# SHORT PROBLEM
Repeat the data word for word. Do not include the pictures.

# DATASET SECTION

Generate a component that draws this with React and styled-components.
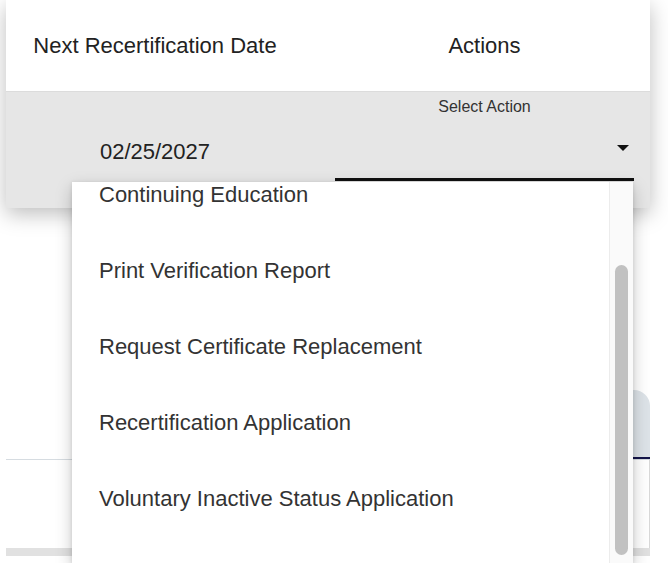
import React from 'react';
import styled, { createGlobalStyle } from 'styled-components';

const GlobalStyle = createGlobalStyle`
  html, body {
    margin: 0;
    padding: 0;
    background: #fff;
    overflow: hidden;
  }
  body {
    font-family: "Liberation Sans", Arial, Helvetica, sans-serif;
    color: #222;
  }
`;

const Page = styled.div`
  position: relative;
  height: 563px;
  overflow: hidden;
  padding: 0 18px 0 6px;
  display: flex;
  flex-direction: column;
`;

const Card = styled.div`
  background: #fff;
  box-shadow: 0 6px 20px rgba(0, 0, 0, 0.26);
`;

const Row = styled.div`
  display: grid;
  grid-template-columns: 298px 1fr;
  height: ${p => p.$height}px;
  background: ${p => p.$bg || '#fff'};
  align-items: ${p => p.$align || 'center'};
  border-top: ${p => (p.$divider ? '1px solid #dcdcdc' : 'none')};
  box-sizing: border-box;
`;

const HeadCell = styled.div`
  font-size: 22px;
  color: #222;
  text-align: center;
  padding: ${p => (p.$action ? '0 16px 0 31px' : '0')};
`;

const DateCell = styled.div`
  font-size: 22px;
  line-height: 26px;
  color: #222;
  text-align: center;
  padding-top: 47px;
`;

const ActionCell = styled.div`
  padding: 5px 16px 0 31px;
`;

const Field = styled.div`
  display: flex;
  flex-direction: column;
`;

const FieldLabel = styled.div`
  font-size: 16px;
  line-height: 20px;
  color: #333;
  text-align: center;
`;

const Control = styled.div`
  height: 61px;
  display: flex;
  align-items: center;
  justify-content: flex-end;
  padding-right: 5px;
  border-bottom: 3px solid #111;
`;

const Caret = styled.span`
  width: 0;
  height: 0;
  border-left: 6px solid transparent;
  border-right: 6px solid transparent;
  border-top: 6px solid #111;
`;

const Tabs = styled.div`
  margin-top: 182px;
`;

const TabBar = styled.div`
  height: 69px;
  display: flex;
  justify-content: flex-end;
  border-bottom: 1px solid #d6dce1;
`;

const Tab = styled.div`
  width: 200px;
  background: #dde3e8;
  border-radius: 16px 16px 0 0;
  border-bottom: 2px solid #14154a;
  box-sizing: border-box;
`;

const Panel = styled.div`
  height: 88px;
  border-right: 1px solid #d9d9d9;
`;

const PanelFooter = styled.div`
  height: 8px;
  background: #e1e1e1;
`;

const Menu = styled.div`
  position: absolute;
  left: 72px;
  top: 182px;
  width: 561px;
  height: 381px;
  background: #fff;
  overflow: hidden;
  box-shadow: 0 6px 16px rgba(0, 0, 0, 0.22), 0 1px 4px rgba(0, 0, 0, 0.12);
`;

const MenuList = styled.ul`
  list-style: none;
  margin: -25px 0 0;
  padding: 0;
`;

const MenuItem = styled.li`
  height: 76px;
  display: flex;
  align-items: center;
  padding-left: 27px;
  font-size: 22px;
  color: #333;
`;

const Track = styled.div`
  position: absolute;
  top: 0;
  right: 0;
  bottom: 0;
  width: 23px;
  background: #fafafa;
  border-left: 1px solid #ececec;
`;

const Thumb = styled.div`
  position: absolute;
  left: 5px;
  top: 83px;
  width: 13px;
  height: 290px;
  border-radius: 7px;
  background: #c1c1c1;
`;

const actions = [
  'Continuing Education',
  'Print Verification Report',
  'Request Certificate Replacement',
  'Recertification Application',
  'Voluntary Inactive Status Application',
];

const App = () => {
  return (
    <>
      <GlobalStyle />
      <Page>
        <Card>
          <Row $height={91}>
            <HeadCell>Next Recertification Date</HeadCell>
            <HeadCell $action>Actions</HeadCell>
          </Row>
          <Row $height={117} $bg="#e6e6e6" $align="start" $divider>
            <DateCell>02/25/2027</DateCell>
            <ActionCell>
              <Field>
                <FieldLabel>Select Action</FieldLabel>
                <Control>
                  <Caret />
                </Control>
              </Field>
            </ActionCell>
          </Row>
        </Card>

        <Tabs>
          <TabBar>
            <Tab />
          </TabBar>
          <Panel />
          <PanelFooter />
        </Tabs>

        <Menu>
          <MenuList>
            {actions.map(a => (
              <MenuItem key={a}>{a}</MenuItem>
            ))}
          </MenuList>
          <Track>
            <Thumb />
          </Track>
        </Menu>
      </Page>
    </>
  );
};

export default App;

# TASK OUTPUT
Generate a component that draws this with React and styled-components.
import React from 'react';
import styled, { createGlobalStyle } from 'styled-components';

const GlobalStyle = createGlobalStyle`
  html, body {
    margin: 0;
    padding: 0;
    background: #fff;
    overflow: hidden;
  }
  body {
    font-family: "Liberation Sans", Arial, Helvetica, sans-serif;
    color: #222;
  }
`;

const Page = styled.div`
  position: relative;
  height: 563px;
  overflow: hidden;
  padding: 0 18px 0 6px;
  display: flex;
  flex-direction: column;
`;

const Card = styled.div`
  background: #fff;
  box-shadow: 0 6px 20px rgba(0, 0, 0, 0.26);
`;

const Row = styled.div`
  display: grid;
  grid-template-columns: 298px 1fr;
  height: ${p => p.$height}px;
  background: ${p => p.$bg || '#fff'};
  align-items: ${p => p.$align || 'center'};
  border-top: ${p => (p.$divider ? '1px solid #dcdcdc' : 'none')};
  box-sizing: border-box;
`;

const HeadCell = styled.div`
  font-size: 22px;
  color: #222;
  text-align: center;
  padding: ${p => (p.$action ? '0 16px 0 31px' : '0')};
`;

const DateCell = styled.div`
  font-size: 22px;
  line-height: 26px;
  color: #222;
  text-align: center;
  padding-top: 47px;
`;

const ActionCell = styled.div`
  padding: 5px 16px 0 31px;
`;

const Field = styled.div`
  display: flex;
  flex-direction: column;
`;

const FieldLabel = styled.div`
  font-size: 16px;
  line-height: 20px;
  color: #333;
  text-align: center;
`;

const Control = styled.div`
  height: 61px;
  display: flex;
  align-items: center;
  justify-content: flex-end;
  padding-right: 5px;
  border-bottom: 3px solid #111;
`;

const Caret = styled.span`
  width: 0;
  height: 0;
  border-left: 6px solid transparent;
  border-right: 6px solid transparent;
  border-top: 6px solid #111;
`;

const Tabs = styled.div`
  margin-top: 182px;
`;

const TabBar = styled.div`
  height: 69px;
  display: flex;
  justify-content: flex-end;
  border-bottom: 1px solid #d6dce1;
`;

const Tab = styled.div`
  width: 200px;
  background: #dde3e8;
  border-radius: 16px 16px 0 0;
  border-bottom: 2px solid #14154a;
  box-sizing: border-box;
`;

const Panel = styled.div`
  height: 88px;
  border-right: 1px solid #d9d9d9;
`;

const PanelFooter = styled.div`
  height: 8px;
  background: #e1e1e1;
`;

const Menu = styled.div`
  position: absolute;
  left: 72px;
  top: 182px;
  width: 561px;
  height: 381px;
  background: #fff;
  overflow: hidden;
  box-shadow: 0 6px 16px rgba(0, 0, 0, 0.22), 0 1px 4px rgba(0, 0, 0, 0.12);
`;

const MenuList = styled.ul`
  list-style: none;
  margin: -25px 0 0;
  padding: 0;
`;

const MenuItem = styled.li`
  height: 76px;
  display: flex;
  align-items: center;
  padding-left: 27px;
  font-size: 22px;
  color: #333;
`;

const Track = styled.div`
  position: absolute;
  top: 0;
  right: 0;
  bottom: 0;
  width: 23px;
  background: #fafafa;
  border-left: 1px solid #ececec;
`;

const Thumb = styled.div`
  position: absolute;
  left: 5px;
  top: 83px;
  width: 13px;
  height: 290px;
  border-radius: 7px;
  background: #c1c1c1;
`;

const actions = [
  'Continuing Education',
  'Print Verification Report',
  'Request Certificate Replacement',
  'Recertification Application',
  'Voluntary Inactive Status Application',
];

const App = () => {
  return (
    <>
      <GlobalStyle />
      <Page>
        <Card>
          <Row $height={91}>
            <HeadCell>Next Recertification Date</HeadCell>
            <HeadCell $action>Actions</HeadCell>
          </Row>
          <Row $height={117} $bg="#e6e6e6" $align="start" $divider>
            <DateCell>02/25/2027</DateCell>
            <ActionCell>
              <Field>
                <FieldLabel>Select Action</FieldLabel>
                <Control>
                  <Caret />
                </Control>
              </Field>
            </ActionCell>
          </Row>
        </Card>

        <Tabs>
          <TabBar>
            <Tab />
          </TabBar>
          <Panel />
          <PanelFooter />
        </Tabs>

        <Menu>
          <MenuList>
            {actions.map(a => (
              <MenuItem key={a}>{a}</MenuItem>
            ))}
          </MenuList>
          <Track>
            <Thumb />
          </Track>
        </Menu>
      </Page>
    </>
  );
};

export default App;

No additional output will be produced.